**The task**
Copy the lines holding the word "components", all of them.
>>>>>
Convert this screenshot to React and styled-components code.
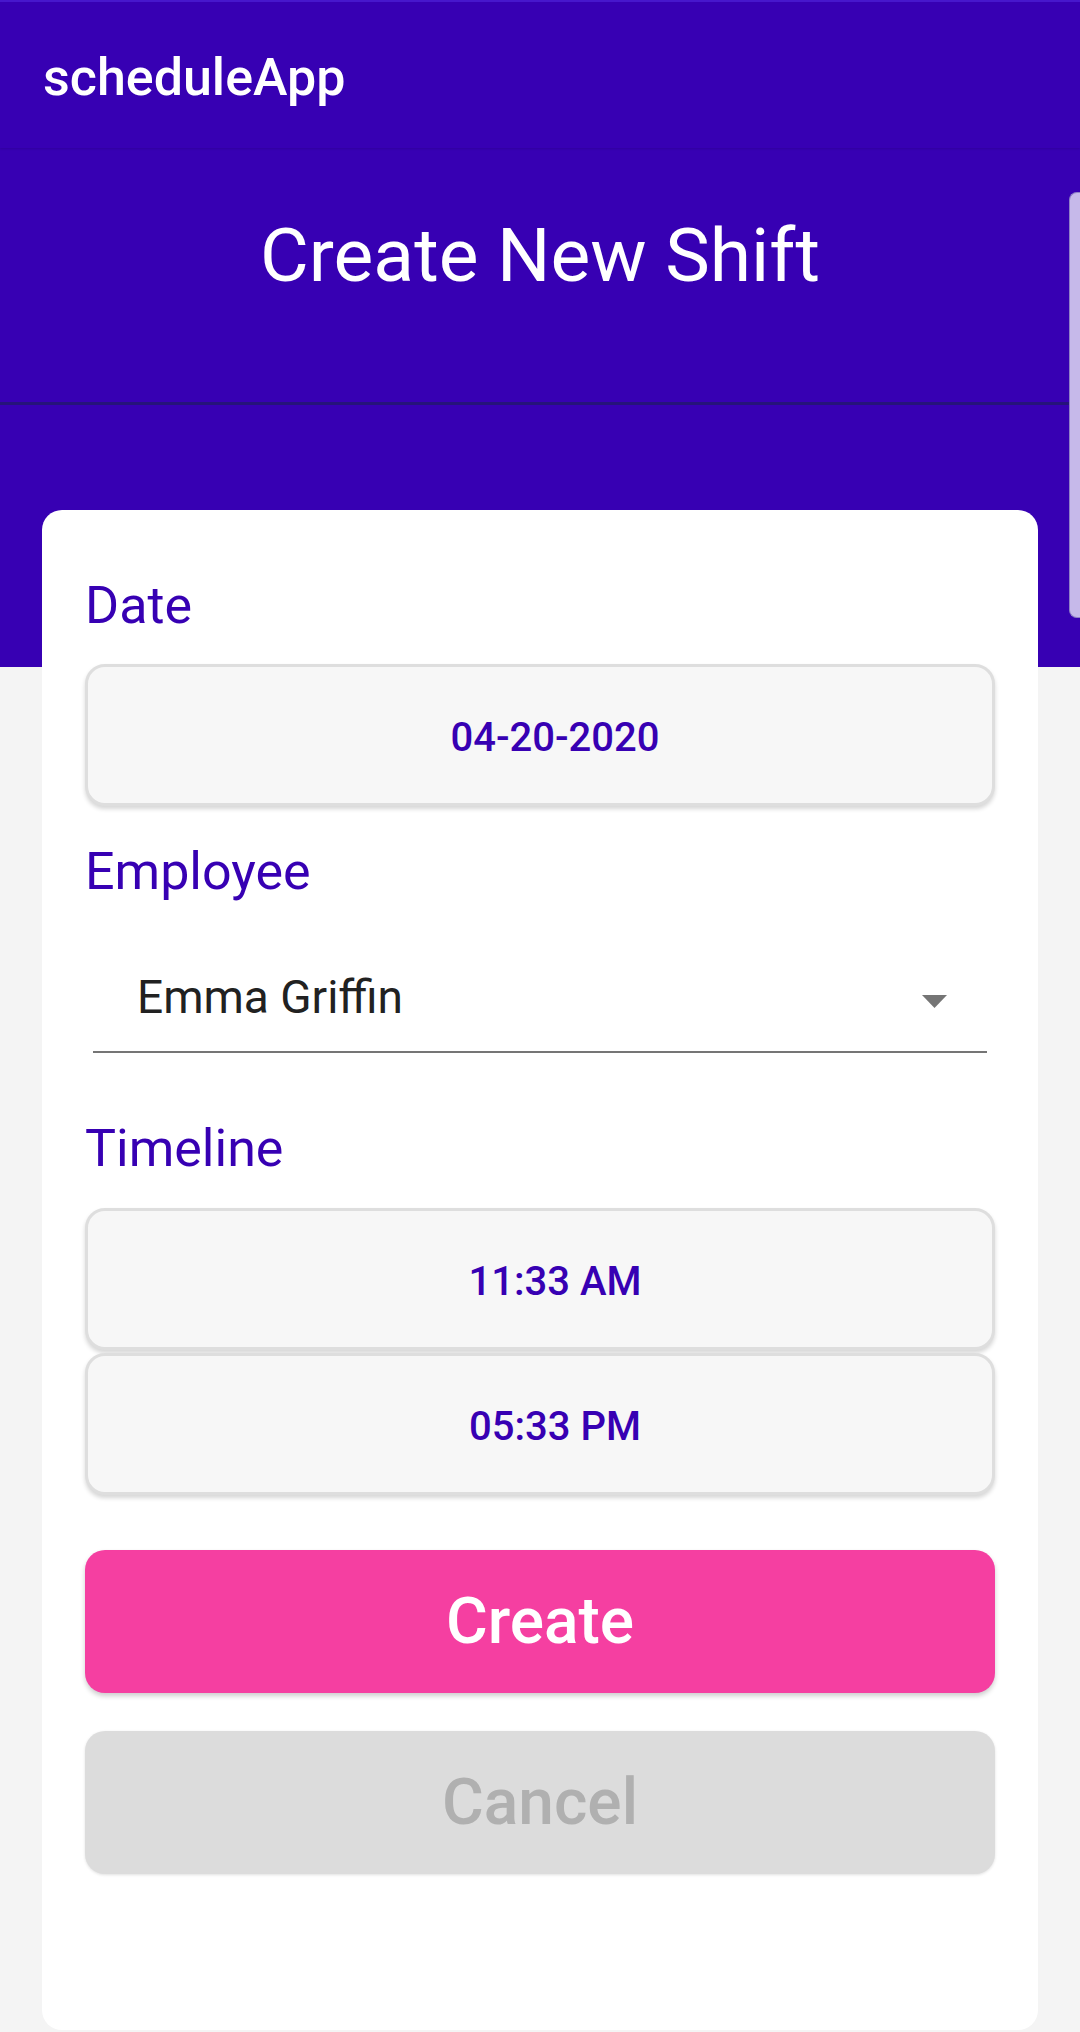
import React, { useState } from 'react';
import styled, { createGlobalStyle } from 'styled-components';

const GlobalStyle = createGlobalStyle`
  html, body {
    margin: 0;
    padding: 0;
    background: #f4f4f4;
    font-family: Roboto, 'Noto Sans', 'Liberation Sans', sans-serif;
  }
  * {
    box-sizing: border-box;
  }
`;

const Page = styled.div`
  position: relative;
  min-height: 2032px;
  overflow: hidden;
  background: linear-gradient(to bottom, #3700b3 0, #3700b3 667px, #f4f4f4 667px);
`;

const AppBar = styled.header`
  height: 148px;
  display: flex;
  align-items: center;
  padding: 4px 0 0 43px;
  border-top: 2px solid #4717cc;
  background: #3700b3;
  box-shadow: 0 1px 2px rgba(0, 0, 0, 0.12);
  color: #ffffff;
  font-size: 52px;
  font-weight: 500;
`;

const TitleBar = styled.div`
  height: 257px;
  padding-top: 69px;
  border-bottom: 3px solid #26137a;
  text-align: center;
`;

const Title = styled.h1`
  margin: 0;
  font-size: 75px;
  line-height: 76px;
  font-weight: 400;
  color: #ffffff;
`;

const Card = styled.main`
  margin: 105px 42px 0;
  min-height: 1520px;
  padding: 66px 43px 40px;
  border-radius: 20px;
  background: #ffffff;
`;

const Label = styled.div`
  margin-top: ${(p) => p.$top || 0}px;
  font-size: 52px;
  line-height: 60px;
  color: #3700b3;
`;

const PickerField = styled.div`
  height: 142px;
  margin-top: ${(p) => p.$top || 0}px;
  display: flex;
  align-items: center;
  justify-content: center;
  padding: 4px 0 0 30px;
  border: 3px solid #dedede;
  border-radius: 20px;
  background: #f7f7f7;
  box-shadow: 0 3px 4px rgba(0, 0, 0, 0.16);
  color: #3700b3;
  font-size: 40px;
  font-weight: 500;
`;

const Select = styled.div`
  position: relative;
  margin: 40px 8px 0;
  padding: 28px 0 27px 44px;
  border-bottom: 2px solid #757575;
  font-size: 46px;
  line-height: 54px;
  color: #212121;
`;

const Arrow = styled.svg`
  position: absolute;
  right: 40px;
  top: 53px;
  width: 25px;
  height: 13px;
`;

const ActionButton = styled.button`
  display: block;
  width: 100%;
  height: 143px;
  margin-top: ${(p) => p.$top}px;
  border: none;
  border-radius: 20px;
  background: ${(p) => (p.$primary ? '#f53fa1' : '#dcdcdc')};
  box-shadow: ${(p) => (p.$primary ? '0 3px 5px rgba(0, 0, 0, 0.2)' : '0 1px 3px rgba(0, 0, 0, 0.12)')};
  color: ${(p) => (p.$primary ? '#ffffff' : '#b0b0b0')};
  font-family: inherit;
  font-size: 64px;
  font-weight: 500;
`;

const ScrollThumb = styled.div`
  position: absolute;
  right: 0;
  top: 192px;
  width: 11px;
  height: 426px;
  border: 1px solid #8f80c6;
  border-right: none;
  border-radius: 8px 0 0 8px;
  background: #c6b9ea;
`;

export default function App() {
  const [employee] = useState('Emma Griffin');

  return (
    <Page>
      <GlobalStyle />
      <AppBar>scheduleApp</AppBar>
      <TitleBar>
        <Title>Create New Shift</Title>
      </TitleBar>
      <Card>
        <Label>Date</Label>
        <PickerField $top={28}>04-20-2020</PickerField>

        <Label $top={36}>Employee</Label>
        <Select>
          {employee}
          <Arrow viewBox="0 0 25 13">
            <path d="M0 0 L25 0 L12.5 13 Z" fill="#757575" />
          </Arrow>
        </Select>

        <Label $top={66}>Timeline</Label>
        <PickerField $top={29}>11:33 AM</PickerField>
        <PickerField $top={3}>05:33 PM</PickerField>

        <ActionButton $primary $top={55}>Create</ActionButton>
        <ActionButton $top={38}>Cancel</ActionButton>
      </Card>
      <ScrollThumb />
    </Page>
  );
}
<<<<<
**Correct response**
Convert this screenshot to React and styled-components code.
import styled, { createGlobalStyle } from 'styled-components';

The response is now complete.